* begin Extracted data *

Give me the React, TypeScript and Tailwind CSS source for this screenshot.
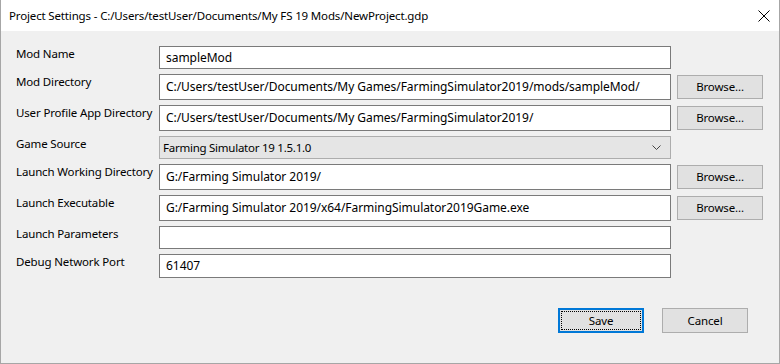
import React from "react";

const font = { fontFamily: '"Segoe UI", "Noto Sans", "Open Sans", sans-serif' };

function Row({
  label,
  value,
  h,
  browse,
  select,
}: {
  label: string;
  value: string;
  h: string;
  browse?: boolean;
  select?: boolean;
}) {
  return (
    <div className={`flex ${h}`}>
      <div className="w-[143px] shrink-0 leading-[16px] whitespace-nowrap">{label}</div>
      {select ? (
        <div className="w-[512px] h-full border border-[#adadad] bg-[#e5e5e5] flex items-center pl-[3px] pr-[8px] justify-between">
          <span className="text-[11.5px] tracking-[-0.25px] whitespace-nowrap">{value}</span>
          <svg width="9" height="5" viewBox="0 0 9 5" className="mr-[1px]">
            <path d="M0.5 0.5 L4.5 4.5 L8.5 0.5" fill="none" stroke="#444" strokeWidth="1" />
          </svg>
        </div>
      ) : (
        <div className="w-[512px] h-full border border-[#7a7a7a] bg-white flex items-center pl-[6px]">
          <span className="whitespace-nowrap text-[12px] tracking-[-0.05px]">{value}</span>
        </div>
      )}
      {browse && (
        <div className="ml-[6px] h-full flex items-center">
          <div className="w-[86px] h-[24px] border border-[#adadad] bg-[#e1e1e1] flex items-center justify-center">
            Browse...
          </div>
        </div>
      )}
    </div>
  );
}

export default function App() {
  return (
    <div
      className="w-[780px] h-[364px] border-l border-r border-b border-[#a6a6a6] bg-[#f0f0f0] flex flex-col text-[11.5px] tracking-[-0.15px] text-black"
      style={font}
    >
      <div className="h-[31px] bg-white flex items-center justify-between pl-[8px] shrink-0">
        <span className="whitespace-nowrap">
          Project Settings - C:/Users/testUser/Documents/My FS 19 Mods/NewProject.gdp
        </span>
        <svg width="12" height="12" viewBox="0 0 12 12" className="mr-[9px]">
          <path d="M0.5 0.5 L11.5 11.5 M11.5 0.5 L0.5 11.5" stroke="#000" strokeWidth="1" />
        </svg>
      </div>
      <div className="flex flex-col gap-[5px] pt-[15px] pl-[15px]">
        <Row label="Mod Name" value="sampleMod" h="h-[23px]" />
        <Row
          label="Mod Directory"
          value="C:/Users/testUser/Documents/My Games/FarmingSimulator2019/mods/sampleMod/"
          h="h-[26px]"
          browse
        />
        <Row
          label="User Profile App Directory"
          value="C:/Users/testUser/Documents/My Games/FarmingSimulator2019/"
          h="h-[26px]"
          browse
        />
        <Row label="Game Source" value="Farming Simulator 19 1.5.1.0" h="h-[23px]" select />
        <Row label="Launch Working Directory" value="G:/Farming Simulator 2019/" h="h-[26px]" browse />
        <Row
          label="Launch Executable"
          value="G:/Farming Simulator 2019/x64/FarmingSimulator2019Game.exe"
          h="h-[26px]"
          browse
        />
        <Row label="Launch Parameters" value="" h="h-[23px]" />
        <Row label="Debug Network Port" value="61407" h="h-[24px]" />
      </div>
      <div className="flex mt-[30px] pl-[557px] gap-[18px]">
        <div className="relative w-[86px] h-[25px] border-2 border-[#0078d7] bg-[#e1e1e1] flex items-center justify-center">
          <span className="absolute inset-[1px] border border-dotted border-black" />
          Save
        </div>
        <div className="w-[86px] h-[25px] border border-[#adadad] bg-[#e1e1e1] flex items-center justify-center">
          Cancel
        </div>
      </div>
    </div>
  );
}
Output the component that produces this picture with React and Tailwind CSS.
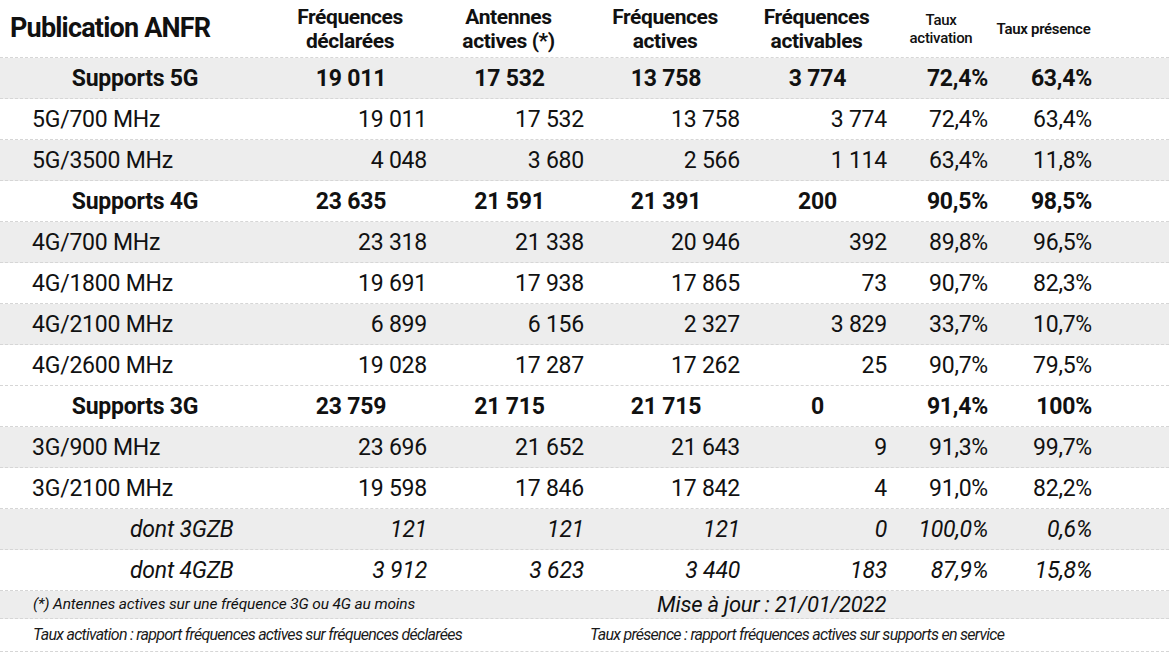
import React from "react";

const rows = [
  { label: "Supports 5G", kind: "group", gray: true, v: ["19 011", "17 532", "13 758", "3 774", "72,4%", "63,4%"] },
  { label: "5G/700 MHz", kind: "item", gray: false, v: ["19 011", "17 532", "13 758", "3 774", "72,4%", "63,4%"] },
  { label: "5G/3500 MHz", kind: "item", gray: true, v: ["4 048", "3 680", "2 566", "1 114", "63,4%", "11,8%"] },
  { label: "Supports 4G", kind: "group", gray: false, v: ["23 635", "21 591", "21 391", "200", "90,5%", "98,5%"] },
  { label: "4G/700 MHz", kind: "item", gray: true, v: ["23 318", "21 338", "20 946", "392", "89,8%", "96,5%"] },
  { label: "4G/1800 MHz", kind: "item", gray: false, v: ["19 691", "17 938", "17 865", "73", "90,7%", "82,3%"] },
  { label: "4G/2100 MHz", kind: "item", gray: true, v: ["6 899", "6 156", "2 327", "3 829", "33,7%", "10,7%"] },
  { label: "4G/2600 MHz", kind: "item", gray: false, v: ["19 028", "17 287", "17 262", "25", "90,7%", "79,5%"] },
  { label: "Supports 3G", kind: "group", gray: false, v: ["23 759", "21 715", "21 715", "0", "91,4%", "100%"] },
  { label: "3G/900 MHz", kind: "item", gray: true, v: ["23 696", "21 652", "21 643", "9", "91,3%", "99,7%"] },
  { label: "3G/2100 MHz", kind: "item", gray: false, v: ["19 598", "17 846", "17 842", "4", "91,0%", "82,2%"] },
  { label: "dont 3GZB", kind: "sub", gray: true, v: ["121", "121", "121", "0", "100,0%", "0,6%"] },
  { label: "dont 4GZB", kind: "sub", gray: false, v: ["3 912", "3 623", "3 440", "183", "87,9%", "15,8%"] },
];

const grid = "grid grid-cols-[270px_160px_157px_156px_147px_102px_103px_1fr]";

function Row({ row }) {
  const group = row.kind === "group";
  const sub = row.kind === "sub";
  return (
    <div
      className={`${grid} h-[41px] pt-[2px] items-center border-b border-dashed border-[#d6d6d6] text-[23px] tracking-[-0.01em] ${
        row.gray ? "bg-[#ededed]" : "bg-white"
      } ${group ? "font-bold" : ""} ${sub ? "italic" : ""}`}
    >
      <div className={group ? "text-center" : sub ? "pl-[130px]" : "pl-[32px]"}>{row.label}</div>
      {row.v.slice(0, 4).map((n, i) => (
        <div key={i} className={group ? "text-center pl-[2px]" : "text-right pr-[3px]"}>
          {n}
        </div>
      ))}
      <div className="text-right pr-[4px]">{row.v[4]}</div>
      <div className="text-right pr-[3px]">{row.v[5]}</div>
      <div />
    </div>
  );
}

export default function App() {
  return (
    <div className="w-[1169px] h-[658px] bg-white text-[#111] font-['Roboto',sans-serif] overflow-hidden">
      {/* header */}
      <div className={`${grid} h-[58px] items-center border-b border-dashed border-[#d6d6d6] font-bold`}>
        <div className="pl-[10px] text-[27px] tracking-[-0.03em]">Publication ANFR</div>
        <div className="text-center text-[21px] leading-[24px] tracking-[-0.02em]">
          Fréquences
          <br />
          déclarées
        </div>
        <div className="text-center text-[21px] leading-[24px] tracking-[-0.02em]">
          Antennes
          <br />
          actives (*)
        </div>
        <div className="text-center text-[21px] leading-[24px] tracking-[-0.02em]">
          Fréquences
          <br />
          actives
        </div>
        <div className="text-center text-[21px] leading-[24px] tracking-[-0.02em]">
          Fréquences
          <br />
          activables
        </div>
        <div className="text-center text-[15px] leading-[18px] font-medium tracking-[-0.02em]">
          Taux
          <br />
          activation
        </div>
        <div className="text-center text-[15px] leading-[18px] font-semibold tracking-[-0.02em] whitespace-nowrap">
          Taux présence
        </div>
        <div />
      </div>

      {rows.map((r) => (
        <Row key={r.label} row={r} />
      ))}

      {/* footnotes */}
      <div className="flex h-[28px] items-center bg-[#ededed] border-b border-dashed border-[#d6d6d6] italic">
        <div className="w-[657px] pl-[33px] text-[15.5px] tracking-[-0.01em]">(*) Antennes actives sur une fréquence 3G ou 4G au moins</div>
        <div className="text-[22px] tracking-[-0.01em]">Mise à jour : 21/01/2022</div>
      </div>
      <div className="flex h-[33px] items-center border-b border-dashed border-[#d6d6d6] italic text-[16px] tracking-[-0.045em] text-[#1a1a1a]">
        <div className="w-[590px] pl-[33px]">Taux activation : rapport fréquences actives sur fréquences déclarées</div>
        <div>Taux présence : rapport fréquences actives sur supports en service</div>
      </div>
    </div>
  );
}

* end Extracted data *
* begin Extracted data *

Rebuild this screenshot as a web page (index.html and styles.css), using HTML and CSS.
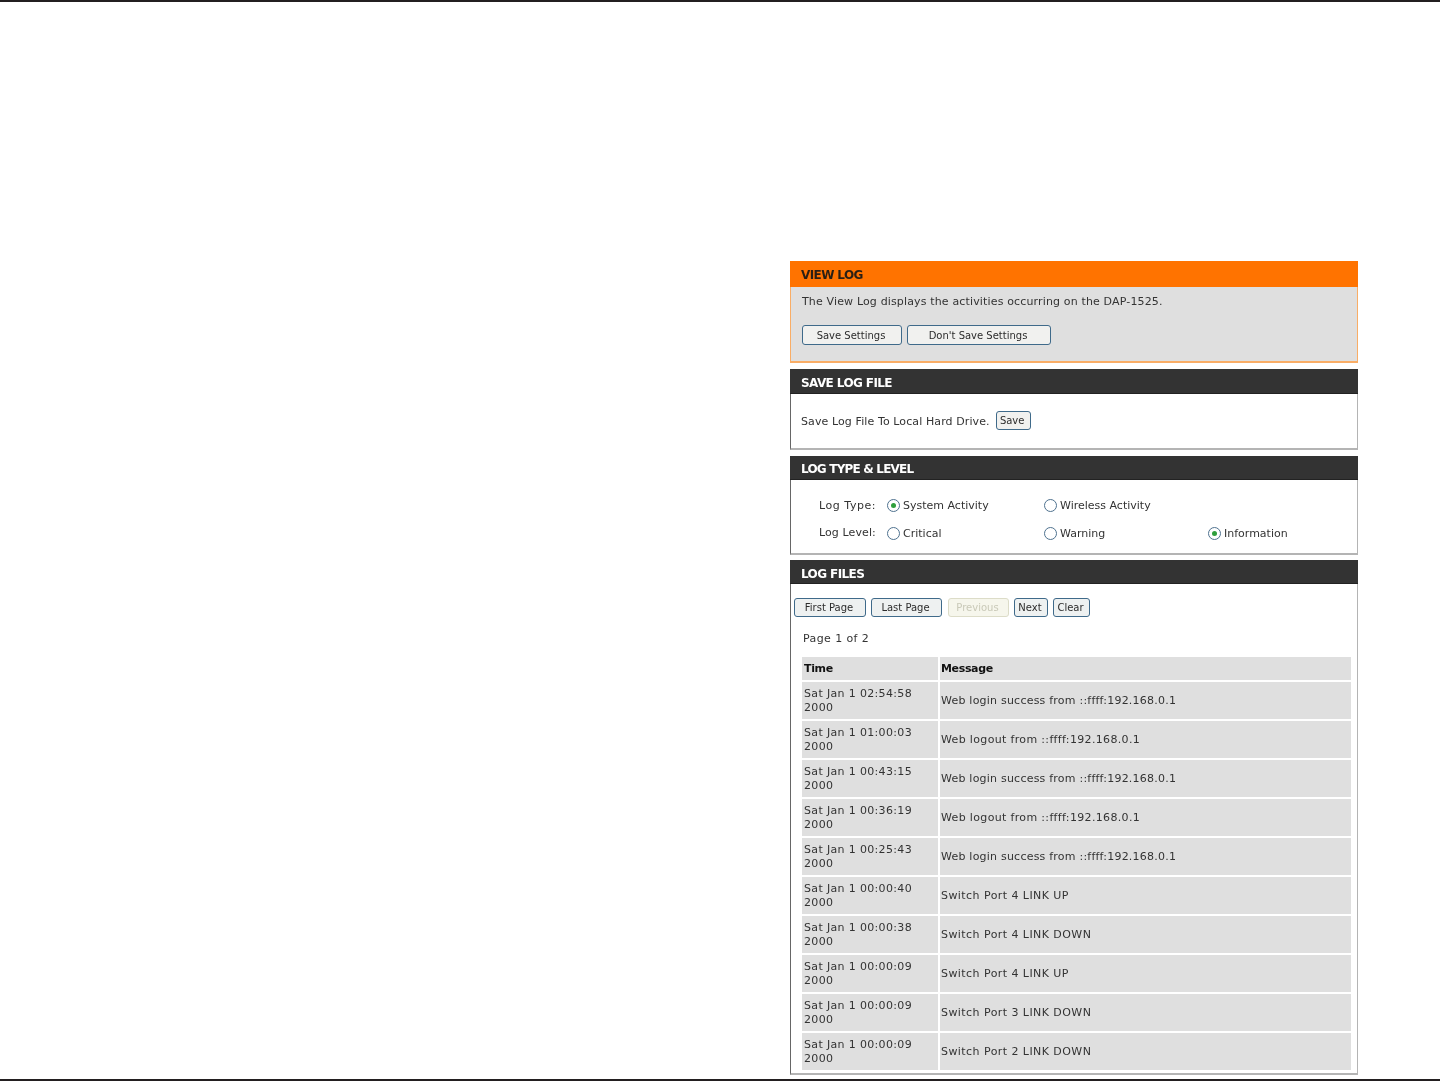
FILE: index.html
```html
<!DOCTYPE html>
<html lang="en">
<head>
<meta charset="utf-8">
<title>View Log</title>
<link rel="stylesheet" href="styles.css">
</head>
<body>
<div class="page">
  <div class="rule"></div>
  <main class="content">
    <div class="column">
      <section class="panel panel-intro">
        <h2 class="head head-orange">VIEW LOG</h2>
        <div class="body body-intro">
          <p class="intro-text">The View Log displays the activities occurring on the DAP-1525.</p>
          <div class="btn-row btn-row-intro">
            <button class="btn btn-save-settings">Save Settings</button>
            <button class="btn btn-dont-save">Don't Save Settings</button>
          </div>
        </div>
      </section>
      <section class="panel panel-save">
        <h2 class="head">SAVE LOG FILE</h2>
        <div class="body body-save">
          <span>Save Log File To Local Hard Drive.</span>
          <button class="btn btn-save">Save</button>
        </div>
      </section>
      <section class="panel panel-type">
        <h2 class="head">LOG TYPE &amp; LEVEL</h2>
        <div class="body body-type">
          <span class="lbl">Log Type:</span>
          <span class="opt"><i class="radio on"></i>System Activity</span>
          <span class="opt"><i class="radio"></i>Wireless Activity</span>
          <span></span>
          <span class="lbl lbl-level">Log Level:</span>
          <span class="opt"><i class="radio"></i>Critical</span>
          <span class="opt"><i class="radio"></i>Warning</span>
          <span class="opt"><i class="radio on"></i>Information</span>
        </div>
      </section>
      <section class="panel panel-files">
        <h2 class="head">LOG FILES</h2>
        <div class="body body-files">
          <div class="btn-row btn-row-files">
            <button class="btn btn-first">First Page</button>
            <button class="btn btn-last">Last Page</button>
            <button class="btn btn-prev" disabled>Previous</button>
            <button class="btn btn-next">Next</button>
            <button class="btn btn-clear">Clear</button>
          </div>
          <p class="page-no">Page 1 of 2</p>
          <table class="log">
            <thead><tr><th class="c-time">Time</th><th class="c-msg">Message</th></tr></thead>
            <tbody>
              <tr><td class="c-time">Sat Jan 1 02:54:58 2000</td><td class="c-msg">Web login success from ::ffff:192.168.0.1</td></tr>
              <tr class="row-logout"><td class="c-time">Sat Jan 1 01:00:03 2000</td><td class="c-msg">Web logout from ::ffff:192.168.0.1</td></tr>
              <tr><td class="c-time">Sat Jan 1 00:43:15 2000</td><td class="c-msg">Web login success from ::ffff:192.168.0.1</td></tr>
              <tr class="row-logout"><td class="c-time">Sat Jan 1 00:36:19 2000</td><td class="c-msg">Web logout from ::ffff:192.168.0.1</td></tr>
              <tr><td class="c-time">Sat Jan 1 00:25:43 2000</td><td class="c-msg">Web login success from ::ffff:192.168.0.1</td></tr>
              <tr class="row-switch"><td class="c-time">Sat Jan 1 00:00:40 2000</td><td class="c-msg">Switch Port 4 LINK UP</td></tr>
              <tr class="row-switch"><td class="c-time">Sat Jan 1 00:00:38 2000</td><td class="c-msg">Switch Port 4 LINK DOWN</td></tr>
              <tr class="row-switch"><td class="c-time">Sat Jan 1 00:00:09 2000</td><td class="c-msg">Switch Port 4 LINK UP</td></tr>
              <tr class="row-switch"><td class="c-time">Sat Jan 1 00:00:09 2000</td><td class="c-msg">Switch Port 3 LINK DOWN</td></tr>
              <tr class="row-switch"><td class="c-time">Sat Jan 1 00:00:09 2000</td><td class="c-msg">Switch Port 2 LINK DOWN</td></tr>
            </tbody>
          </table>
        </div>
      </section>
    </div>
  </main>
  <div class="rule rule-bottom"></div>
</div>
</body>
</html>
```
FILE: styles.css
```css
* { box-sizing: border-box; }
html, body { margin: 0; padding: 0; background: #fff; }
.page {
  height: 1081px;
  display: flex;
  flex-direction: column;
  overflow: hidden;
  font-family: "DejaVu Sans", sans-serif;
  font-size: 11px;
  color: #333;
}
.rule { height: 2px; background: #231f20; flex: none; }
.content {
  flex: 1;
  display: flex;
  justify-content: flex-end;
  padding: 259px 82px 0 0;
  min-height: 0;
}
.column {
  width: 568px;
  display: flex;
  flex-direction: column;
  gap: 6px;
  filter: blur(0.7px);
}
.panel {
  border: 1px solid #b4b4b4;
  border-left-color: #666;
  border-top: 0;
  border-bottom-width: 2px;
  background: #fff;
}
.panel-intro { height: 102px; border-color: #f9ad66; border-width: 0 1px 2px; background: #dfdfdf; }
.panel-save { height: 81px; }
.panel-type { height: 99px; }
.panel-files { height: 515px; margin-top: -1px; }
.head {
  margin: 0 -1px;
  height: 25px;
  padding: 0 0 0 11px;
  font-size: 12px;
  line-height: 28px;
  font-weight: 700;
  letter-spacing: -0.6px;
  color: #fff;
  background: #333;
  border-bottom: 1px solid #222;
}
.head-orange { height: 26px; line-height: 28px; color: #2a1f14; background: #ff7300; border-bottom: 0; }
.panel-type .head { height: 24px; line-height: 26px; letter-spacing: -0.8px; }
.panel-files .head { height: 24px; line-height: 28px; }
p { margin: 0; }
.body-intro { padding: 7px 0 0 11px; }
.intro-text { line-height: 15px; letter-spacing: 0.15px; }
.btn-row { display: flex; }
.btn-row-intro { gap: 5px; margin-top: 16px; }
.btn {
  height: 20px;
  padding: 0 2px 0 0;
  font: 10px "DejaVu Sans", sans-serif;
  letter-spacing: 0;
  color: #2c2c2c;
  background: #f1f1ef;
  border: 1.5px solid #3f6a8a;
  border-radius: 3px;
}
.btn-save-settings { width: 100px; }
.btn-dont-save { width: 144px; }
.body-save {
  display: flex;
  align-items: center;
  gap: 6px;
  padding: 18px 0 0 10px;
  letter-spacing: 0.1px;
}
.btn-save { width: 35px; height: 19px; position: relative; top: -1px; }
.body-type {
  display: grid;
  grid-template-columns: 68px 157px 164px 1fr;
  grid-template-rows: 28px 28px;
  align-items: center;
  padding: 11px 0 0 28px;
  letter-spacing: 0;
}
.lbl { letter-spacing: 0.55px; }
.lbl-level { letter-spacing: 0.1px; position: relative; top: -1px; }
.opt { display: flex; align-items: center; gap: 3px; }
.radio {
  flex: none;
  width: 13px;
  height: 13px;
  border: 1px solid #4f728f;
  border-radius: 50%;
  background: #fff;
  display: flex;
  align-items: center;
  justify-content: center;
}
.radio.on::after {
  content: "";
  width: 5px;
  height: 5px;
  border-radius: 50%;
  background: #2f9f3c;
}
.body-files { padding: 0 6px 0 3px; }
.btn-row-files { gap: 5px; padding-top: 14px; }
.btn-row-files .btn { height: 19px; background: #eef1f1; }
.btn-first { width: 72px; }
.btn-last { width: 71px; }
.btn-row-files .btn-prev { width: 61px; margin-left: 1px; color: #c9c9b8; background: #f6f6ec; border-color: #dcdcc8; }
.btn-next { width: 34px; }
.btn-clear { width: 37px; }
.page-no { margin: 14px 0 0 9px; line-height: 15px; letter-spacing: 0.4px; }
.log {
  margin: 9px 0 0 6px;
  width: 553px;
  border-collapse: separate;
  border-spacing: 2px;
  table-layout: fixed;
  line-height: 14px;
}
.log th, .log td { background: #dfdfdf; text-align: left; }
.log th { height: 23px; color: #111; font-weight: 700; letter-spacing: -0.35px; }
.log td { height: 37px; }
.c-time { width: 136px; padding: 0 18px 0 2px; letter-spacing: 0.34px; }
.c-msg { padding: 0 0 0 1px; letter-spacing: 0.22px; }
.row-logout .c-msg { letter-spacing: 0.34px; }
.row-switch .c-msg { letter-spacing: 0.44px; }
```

* end Extracted data *
* begin Extracted data *

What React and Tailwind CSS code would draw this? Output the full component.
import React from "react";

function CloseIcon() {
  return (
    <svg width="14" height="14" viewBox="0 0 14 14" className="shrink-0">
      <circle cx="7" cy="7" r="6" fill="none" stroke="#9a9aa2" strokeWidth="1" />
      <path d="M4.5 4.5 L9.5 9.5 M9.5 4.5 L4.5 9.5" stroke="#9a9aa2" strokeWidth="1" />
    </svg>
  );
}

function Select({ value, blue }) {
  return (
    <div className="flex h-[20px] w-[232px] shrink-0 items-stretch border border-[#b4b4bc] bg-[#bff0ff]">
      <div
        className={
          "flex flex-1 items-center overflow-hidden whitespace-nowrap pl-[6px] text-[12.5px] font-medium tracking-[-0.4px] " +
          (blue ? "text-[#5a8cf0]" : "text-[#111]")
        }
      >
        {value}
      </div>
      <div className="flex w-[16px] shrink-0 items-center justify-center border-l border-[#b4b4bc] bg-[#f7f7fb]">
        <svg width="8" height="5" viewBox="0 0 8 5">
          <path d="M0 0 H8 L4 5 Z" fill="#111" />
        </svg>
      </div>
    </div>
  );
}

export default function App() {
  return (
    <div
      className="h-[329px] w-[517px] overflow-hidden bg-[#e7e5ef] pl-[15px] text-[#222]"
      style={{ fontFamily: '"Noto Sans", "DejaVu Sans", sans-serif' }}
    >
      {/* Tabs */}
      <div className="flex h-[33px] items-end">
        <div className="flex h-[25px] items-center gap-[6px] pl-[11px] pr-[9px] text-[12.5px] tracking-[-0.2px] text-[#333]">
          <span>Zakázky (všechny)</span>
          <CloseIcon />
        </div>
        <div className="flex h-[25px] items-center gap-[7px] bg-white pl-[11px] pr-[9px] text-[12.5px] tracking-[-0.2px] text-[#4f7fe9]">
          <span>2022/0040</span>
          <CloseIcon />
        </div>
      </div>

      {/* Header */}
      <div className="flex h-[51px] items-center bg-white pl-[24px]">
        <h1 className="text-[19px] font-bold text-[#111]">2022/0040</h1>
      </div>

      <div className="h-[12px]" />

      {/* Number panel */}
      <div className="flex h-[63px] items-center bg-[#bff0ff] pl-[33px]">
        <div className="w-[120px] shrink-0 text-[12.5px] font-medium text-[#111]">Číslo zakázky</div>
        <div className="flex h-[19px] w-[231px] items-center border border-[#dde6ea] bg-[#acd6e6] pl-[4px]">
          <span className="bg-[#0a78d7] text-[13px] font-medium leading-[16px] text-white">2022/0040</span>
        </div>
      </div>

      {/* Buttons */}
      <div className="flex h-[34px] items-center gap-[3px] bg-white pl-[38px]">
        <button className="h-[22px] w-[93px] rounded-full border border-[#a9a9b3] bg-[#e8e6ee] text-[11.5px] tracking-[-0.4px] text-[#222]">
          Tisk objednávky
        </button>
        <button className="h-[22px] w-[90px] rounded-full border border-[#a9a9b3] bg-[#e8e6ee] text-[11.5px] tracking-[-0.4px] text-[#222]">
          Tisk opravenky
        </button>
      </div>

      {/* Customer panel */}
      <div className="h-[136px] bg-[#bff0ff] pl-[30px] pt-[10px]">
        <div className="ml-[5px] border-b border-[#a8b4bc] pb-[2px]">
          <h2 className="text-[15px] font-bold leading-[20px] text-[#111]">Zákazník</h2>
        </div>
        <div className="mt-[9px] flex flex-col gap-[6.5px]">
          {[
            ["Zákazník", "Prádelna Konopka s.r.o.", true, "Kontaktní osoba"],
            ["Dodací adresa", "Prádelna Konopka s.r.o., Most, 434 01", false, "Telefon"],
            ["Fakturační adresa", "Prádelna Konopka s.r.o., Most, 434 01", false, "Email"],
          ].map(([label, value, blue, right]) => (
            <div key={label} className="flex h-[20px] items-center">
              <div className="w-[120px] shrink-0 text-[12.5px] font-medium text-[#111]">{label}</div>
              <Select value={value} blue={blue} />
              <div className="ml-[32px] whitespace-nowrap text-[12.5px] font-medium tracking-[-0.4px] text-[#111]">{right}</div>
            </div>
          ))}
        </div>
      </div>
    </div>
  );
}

* end Extracted data *

#### Problem description:
From the data above, copy each line that holds "component".

#### Output:
Output the component that produces this picture with React and Tailwind CSS.
What React and Tailwind CSS code would draw this? Output the full component.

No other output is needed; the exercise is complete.